Judge Glasser, after conducting a four-day hearing in 2010, concluded that Mr. Oberlander had intentionally flouted a court order” by “unilaterally deciding” to disclose information from the cooperator’s sealed file. He fared no better at the Second Circuit which issued orders that forbade him from making certain information available to Congress and pointedly warned Mr. Oberlander that it might require him to obtain a court order before submitting any further filings, a measure ordinarily taken to deal with obstreperous pro se clients. More ominously, the circuit panel also ordered the appointment of a second Eastern District judge to make sure that Judge Glasser and its own orders were complied with.
That order led to the appointment of Eastern District Judge Brian M. Cogan, who in February ordered the Eastern District U.S. Attorney’s Office to open an investigation of both Mr. Lerner and Mr. Oberlander for criminal contempt.
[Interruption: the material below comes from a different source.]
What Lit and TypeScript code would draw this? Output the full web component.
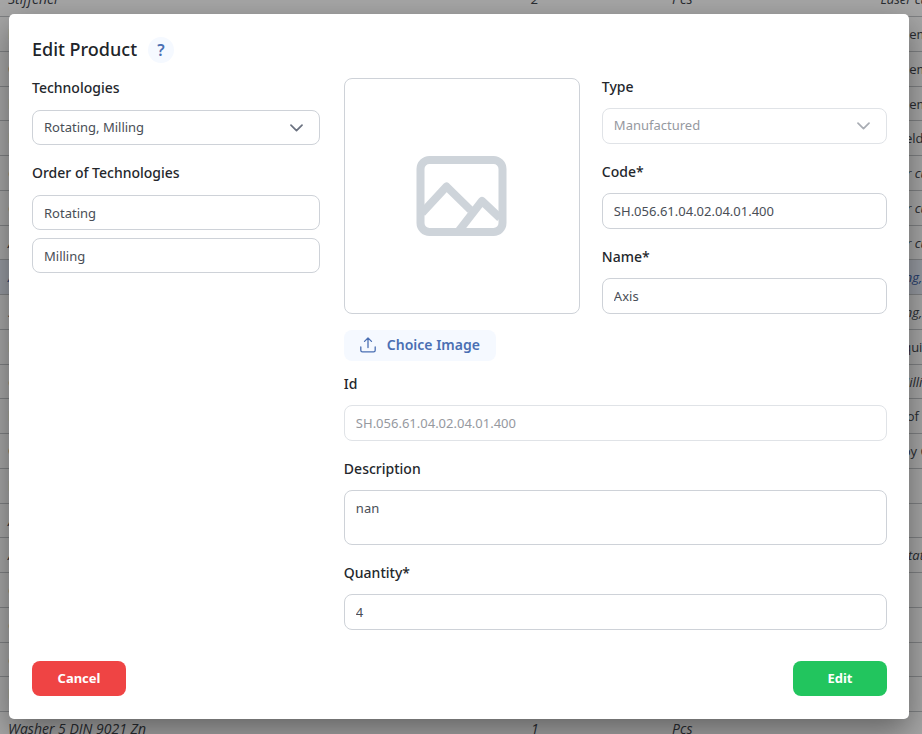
import { LitElement, html, css, svg, nothing } from "lit";
import { customElement, property, state } from "lit/decorators.js";
import { classMap } from "lit/directives/class-map.js";

interface Row {
  name: string;
  qty: string;
  unit: string;
  tech: string;
  italic?: boolean;
  active?: boolean;
}

const part = (name: string, tech: string, italic = true, active = false): Row => ({
  name,
  qty: "1",
  unit: "Pcs",
  tech,
  italic,
  active,
});

const ROWS: Row[] = [
  { name: "Stiffener", qty: "2", unit: "Pcs", tech: "Laser cutting", italic: true },
  part("Frame", "Assembly", false),
  part("Cover", "Assembly", false),
  part("Frame", "Assembly", false),
  part("Base", "Welding", false),
  part("Clamp", "Laser cutting"),
  part("Corner", "Laser cutting"),
  part("Angle", "Laser cutting"),
  part("Axis", "Rotating, Milling", true, true),
  part("Shaft", "Rotating, Milling"),
  part("Lock", "Acquiring", false),
  part("Carrier", "Milling"),
  part("Link", "Out of stock", false),
  part("Chain", "Alloy Cast", false),
  part("Label", "", false),
  part("Adapter", ""),
  part("Arbor", "Rotating"),
  part("Cap", ""),
  part("Clip", ""),
  part("Catch", ""),
  part("Pin", "", false),
  part("Washer 5 DIN 9021 Zn", ""),
];

@customElement("parts-table")
export class PartsTable extends LitElement {
  static styles = css`
    :host {
      display: block;
    }
    .table {
      width: 117vw;
      border-collapse: separate;
      border-spacing: 0;
      table-layout: fixed;
      font-family: "Open Sans", sans-serif;
      font-size: 14px;
      color: #40444c;
    }
    .name {
      width: 50vw;
    }
    .unit,
    .qty {
      width: 16vw;
    }
    .cell {
      box-sizing: border-box;
      height: 35px;
      padding: 0 8px;
      line-height: 20px;
      border-bottom: 1px solid #c4c6ca;
      text-align: center;
      white-space: nowrap;
    }
    .row:nth-child(4n) .cell {
      height: 34px;
    }
    .cell.left {
      text-align: left;
    }
    .cell.small {
      font-size: 13px;
    }
    .italic {
      font-style: italic;
    }
    .active {
      background: #e6edf7;
      color: #3a5ea8;
    }
  `;

  render() {
    return html`<table class="table">
      <colgroup>
        <col class="name" />
        <col class="qty" />
        <col class="unit" />
        <col class="tech" />
      </colgroup>
      <tbody>
        ${ROWS.map(
          (r) => html`<tr class=${classMap({ row: true, italic: !!r.italic, active: !!r.active })}>
            <td class="cell left">${r.name}</td>
            <td class="cell">${r.qty}</td>
            <td class="cell">${r.unit}</td>
            <td class="cell small">${r.tech}</td>
          </tr>`
        )}
      </tbody>
    </table>`;
  }
}

const controlStyles = css`
  .field {
    display: flex;
    flex-direction: column;
    gap: 12px;
  }
  .label {
    font-size: 14px;
    font-weight: 500;
    line-height: 18px;
    color: #24272c;
  }
  .control {
    box-sizing: border-box;
    display: block;
    width: 100%;
    height: 36px;
    margin: 0;
    padding: 0 11px;
    border: 1px solid #ced2d8;
    border-radius: 8px;
    background: #fff;
    color: #494e56;
    font: inherit;
    font-size: 13px;
    line-height: 18px;
    appearance: none;
    outline: none;
  }
  .control:focus-visible {
    border-color: #4a6fb3;
  }
  .control:disabled {
    color: #96999f;
    border-color: #e0e3e7;
    opacity: 1;
  }
  .area {
    height: 55px;
    padding-top: 8px;
    resize: none;
  }
  .compact .control {
    height: 35px;
  }
  .compact .label {
    line-height: 20px;
  }
  .pick {
    position: relative;
  }
  .pick .control {
    padding-bottom: 2px;
  }
  .chevron {
    position: absolute;
    top: 0;
    bottom: 0;
    right: 16px;
    margin: auto 0;
    color: #6b7280;
    pointer-events: none;
  }
  .chevron.dim {
    color: #a9adb4;
  }
`;

@customElement("app-root")
export class AppRoot extends LitElement {
  @property() code = "SH.056.61.04.02.04.01.400";
  @state() private order = ["Rotating", "Milling"];

  static styles = [
    controlStyles,
    css`
      :host {
        display: block;
        position: relative;
        min-height: 100vh;
        overflow: hidden;
        font-family: "Noto Sans", "Open Sans", sans-serif;
      }
      .backdrop {
        position: absolute;
        inset: 0;
        overflow: hidden;
        display: flex;
        flex-direction: column;
        background: #fff;
      }
      .list {
        margin-top: -18px;
      }
      .shade {
        position: absolute;
        inset: 0;
        background: rgba(0, 0, 0, 0.35);
      }
      .stage {
        box-sizing: border-box;
        position: relative;
        padding: 14px 13px 15px 9px;
      }
      .dialog {
        padding: 22px 22px 23px 23px;
        border-radius: 5px;
        background: #fff;
        box-shadow: 0 12px 32px rgba(0, 0, 0, 0.4);
      }
      .head {
        display: flex;
        align-items: center;
        gap: 11px;
        height: 27px;
        margin-bottom: 15px;
      }
      .title {
        margin: 0;
        font-size: 18px;
        font-weight: 500;
        line-height: 27px;
        color: #212429;
      }
      .help {
        width: 26px;
        height: 26px;
        padding: 0;
        border: 0;
        border-radius: 50%;
        background: #f5f9ff;
        color: #4a6fb3;
        font: inherit;
        font-size: 16px;
        font-weight: 600;
        line-height: 26px;
      }
      .columns {
        display: grid;
        grid-template-columns: minmax(0, 53fr) minmax(0, 100fr);
        gap: 24px;
      }
      .side {
        display: flex;
        flex-direction: column;
        gap: 18px;
      }
      .order {
        display: flex;
        flex-direction: column;
        gap: 8px;
      }
      .stack {
        display: flex;
        flex-direction: column;
        gap: 19px;
      }
      .top {
        display: grid;
        grid-template-columns: 236px minmax(0, 1fr);
        gap: 22px;
      }
      .preview {
        box-sizing: border-box;
        display: flex;
        align-items: center;
        justify-content: center;
        height: 236px;
        border: 1px solid #ced2d8;
        border-radius: 8px;
        color: #ced4da;
      }
      .upload {
        display: inline-flex;
        align-items: center;
        gap: 10px;
        height: 31px;
        margin: 16px 0 14px;
        padding: 0 16px 2px;
        border: 0;
        border-radius: 8px;
        background: #f5f9ff;
        color: #4a6fb3;
        font: inherit;
        font-size: 14px;
        font-weight: 600;
        line-height: 20px;
      }
      .foot {
        display: flex;
        justify-content: space-between;
        margin-top: 31px;
      }
      .action {
        width: 94px;
        height: 35px;
        padding: 0 0 2px;
        border: 0;
        border-radius: 8px;
        color: #fff;
        font: inherit;
        font-size: 13px;
        font-weight: 700;
      }
      .cancel {
        background: #ef4444;
      }
      .edit {
        background: #22c55e;
      }
    `,
  ];

  private chevron(dim = false) {
    return html`<svg
      class=${classMap({ chevron: true, dim })}
      width="14"
      height="8"
      viewBox="0 0 14 8"
      fill="none"
      stroke="currentColor"
      stroke-width="1.7"
      stroke-linecap="round"
      stroke-linejoin="round"
      aria-hidden="true"
    >
      ${svg`<path d="M1 1.2 6.5 6.6 12 1.2" />`}
    </svg>`;
  }

  private input(id: string, label: string, value: string, disabled = false) {
    return html`<div class="field">
      <label class="label" for=${id}>${label}</label>
      <input class="control" id=${id} type="text" .value=${value} ?disabled=${disabled} />
    </div>`;
  }

  private select(id: string, label: string, value: string, disabled = false) {
    return html`<div class="field">
      <label class="label" for=${id}>${label}</label>
      <div class="pick">
        <select class="control" id=${id} ?disabled=${disabled}>
          <option>${value}</option>
        </select>
        ${this.chevron(disabled)}
      </div>
    </div>`;
  }

  render() {
    return html`
      <div class="backdrop" aria-hidden="true">
        <parts-table class="list"></parts-table>
        <div class="shade"></div>
      </div>
      <div class="stage">
        <form class="dialog" role="dialog" aria-labelledby="title" @submit=${(e: Event) => e.preventDefault()}>
          <header class="head">
            <h1 class="title" id="title">Edit Product</h1>
            <button class="help" type="button">?</button>
          </header>
          <div class="columns">
            <div class="side compact">
              ${this.select("tech", "Technologies", this.order.join(", "))}
              <div class="field">
                <label class="label" for="order-0">Order of Technologies</label>
                <div class="order">
                  ${this.order.map(
                    (name, i) => html`<input
                      class="control"
                      id="order-${i}"
                      type="text"
                      readonly
                      aria-label=${i ? `Technology ${i + 1}` : nothing}
                      .value=${name}
                    />`
                  )}
                </div>
              </div>
            </div>
            <div class="main">
              <div class="top">
                <div class="preview">
                  <svg width="91" height="80" viewBox="0 0 91 80" fill="none" stroke="currentColor" stroke-width="8" stroke-linejoin="round" aria-hidden="true">
                    <rect x="4.5" y="4" width="82" height="72" rx="9" />
                    <path d="M6 57 30.5 30.5 54.5 54" />
                    <path d="M42 76 66 45 84 62" />
                  </svg>
                </div>
                <div class="stack">
                  ${this.select("type", "Type", "Manufactured", true)}
                  ${this.input("code", "Code*", this.code)}
                  ${this.input("name", "Name*", "Axis")}
                </div>
              </div>
              <button class="upload" type="button">
                <svg width="17" height="16" viewBox="0 0 17 16" fill="none" stroke="currentColor" stroke-width="1.3" stroke-linecap="round" stroke-linejoin="round" aria-hidden="true">
                  <path d="M8 10.5V1M4.5 4.4 8 1 11.5 4.4" />
                  <path d="M0.8 10V13.2Q0.8 14.8 2.4 14.8H13.6Q15.2 14.8 15.2 13.2V10" />
                </svg>
                Choice Image
              </button>
              <div class="stack">
                ${this.input("id", "Id", this.code, true)}
                <div class="field">
                  <label class="label" for="description">Description</label>
                  <textarea class="control area" id="description" .value=${"nan"}></textarea>
                </div>
                ${this.input("quantity", "Quantity*", "4")}
              </div>
            </div>
          </div>
          <footer class="foot">
            <button class="action cancel" type="button">Cancel</button>
            <button class="action edit" type="submit">Edit</button>
          </footer>
        </form>
      </div>
    `;
  }
}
According to a transcript of a court session before Judge Cogan on Feb. 27, lawyers for the informer had brought a complaint for civil contempt against the two lawyers for disclosing that the “Richard Roe,” referred to in the papers the courts had ordered sealed, was in fact Mr. Oberlander. Apparently, the cooperator’s lawyers at Beys Stein & Mobargha have brought a number of other civil contempt complaints against the two lawyers but they have not appeared on a public docket.
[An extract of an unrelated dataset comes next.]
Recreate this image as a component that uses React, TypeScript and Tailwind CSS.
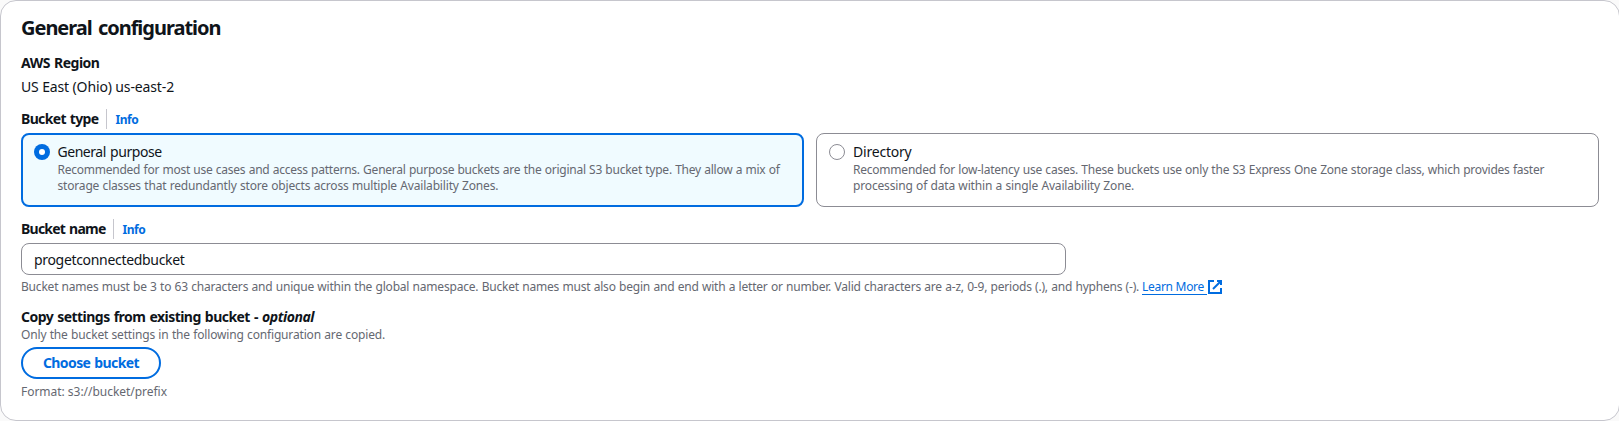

About six weeks after Judge Cogan disclosed the investigation the firm moved to withdraw as counsel. Judge Cogan granted the motion on Aug. 16 which was only a week before the case took a dramatically different turn resulting in the release of materials Mr. Lerner and Mr. Oberlander had long contended should be public.
Judge Cogan has a motion pending from Mr. Oberlander, backed by Mr. Lerner, asking him to reconsider his order allowing Wilson Elser to withdraw. In addition, Judge Glasser has a parallel motion pending before him for the firm to withdraw from other aspects of the multipronged litigation pending before him.
A Dreadful Choice
The firm’s withdrawal motion placed Mr. Lerner in a terrible bind. Either he abandon a client he had skillfully represented for nearly two years or acquiesce to the firm’s desire to withdraw from the case. He chose to stick by his client and actively opposed the firm’s efforts to withdraw.
That has led to his current predicament where he apparently is under pressure to accept terms the firm wants under the gun that, if he does not, he will be expelled.
The irony is that just as his battle with the firm is coming to a climax, his argument that the critical information has long been public is finally gaining traction.
The name of the cooperator, Felix Sater, had been published in Business Week at the time of the 1998 indictment, and two years later the U.S. Attorney’s Office in Brooklyn had disclosed Mr. Sater’s name in a press release involving the 1998 crime. The New York Times had also disclosed his name and plea in a 2007 article.
Then by a fluke, in mid-August, the Eastern District’s Clerk’s Office erred in making the entire docket sheet to Mr. Sater’s criminal file, U.S. v. Doe, 98-cr-110, available to the public on the Internet. On Aug. 27, Judge Glasser made it formal and ordered the entire docket sheet, then containing 170 entries, available to the public. Judge Glasser also ordered a hearing to determine which of the documents referenced in the docket sheet should be made public. That hearing has also been scheduled for Tuesday.
In another irony, the prosecution is agreeing to release much of the sealed material after maintaining for two years that its disclosure could endanger Mr. Sater’s safety and also jeopardize national security.
In a letter written last week, Assistant U.S. Attorney Todd Kaminsky advised Judge Glasser that the government will not seek to keep much of the information in the file under seal. The government has reviewed thirty-eight documents that were submitted under seal during the 11 years that elapsed between Mr. Sater’s plea agreement and his sentence in 2009 to probation and a $25,000 fine. Mr. Kaminsky reported that the government will seek to keep nine of those documents under seal and to redact a portion of another.
With respect to the 155 documents filed under seal since Mr. Oberlander brought the $500 million racketeering case, Mr. Kaminsky advised that the government will seek to “keep relatively few of those documents under seal in their entirety.”
The favorable turn may well be too late to help Mr. Lerner with Wilson Elser. But his lawyer, Mr. Sack said, Mr. Lerner did what he had to because “if he turned his back on his client, he could never sleep at night. His father [former First Department Justice Alfred D. Lerner] would have been very proud of him.”